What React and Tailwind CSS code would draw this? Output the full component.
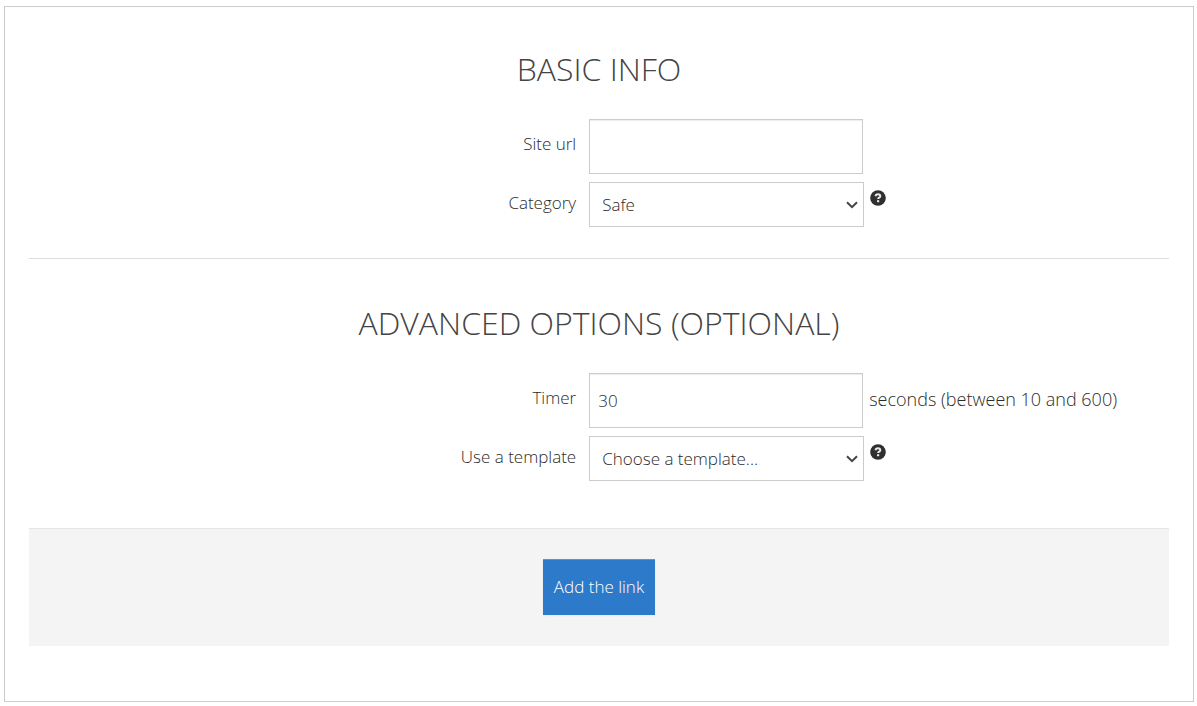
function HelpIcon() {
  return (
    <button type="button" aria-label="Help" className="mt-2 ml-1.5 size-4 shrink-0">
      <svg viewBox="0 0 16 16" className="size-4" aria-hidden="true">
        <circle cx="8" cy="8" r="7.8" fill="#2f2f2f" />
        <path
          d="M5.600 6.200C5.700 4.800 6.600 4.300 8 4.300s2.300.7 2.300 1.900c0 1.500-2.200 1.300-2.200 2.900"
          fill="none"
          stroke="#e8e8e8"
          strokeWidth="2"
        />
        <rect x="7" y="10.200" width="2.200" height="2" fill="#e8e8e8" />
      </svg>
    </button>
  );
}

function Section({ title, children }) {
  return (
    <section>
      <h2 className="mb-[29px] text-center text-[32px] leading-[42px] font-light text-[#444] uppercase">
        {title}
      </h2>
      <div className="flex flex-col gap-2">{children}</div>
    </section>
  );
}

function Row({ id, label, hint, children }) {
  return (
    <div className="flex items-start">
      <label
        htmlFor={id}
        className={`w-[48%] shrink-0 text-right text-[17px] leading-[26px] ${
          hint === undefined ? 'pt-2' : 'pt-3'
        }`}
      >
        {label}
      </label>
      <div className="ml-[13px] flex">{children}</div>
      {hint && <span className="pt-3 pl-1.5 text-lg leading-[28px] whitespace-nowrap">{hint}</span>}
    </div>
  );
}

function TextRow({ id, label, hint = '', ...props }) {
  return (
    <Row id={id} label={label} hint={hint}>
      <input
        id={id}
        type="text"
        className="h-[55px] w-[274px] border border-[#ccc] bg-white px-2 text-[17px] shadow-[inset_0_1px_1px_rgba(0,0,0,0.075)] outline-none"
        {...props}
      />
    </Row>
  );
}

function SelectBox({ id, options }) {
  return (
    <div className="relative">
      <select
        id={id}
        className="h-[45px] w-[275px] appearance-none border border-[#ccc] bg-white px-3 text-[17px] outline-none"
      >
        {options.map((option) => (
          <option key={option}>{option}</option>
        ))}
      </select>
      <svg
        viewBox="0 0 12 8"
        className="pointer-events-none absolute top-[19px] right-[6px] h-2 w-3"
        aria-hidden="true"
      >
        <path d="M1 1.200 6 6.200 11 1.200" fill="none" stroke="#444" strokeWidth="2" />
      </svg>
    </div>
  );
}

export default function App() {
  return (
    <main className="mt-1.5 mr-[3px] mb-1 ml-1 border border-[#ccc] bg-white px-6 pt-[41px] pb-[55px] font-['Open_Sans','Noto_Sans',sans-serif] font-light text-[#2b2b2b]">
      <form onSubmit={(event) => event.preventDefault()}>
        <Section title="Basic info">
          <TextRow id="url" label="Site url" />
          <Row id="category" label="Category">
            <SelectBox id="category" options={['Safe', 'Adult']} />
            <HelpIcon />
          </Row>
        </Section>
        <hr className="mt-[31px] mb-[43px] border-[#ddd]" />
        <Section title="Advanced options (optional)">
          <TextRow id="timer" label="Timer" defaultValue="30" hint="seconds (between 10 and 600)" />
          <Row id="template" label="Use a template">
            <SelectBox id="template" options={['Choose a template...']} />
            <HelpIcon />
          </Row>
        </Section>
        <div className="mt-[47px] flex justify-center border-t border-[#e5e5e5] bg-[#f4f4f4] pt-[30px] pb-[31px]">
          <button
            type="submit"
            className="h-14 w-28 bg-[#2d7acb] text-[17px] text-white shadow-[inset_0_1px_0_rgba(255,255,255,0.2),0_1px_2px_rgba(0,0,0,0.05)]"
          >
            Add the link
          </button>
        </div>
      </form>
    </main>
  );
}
........
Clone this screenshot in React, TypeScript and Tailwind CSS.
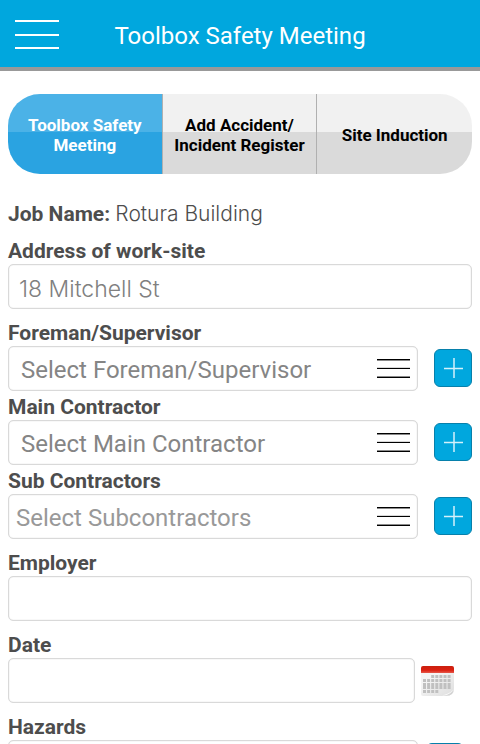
........
PROBLEM TO WORK ON: Single out each line of the records above with the string "Tailwind" in it, and copy it.

RESPONSE TO THE EXERCISE:
What React and Tailwind CSS code would draw this? Output the full component.
Clone this screenshot in React, TypeScript and Tailwind CSS.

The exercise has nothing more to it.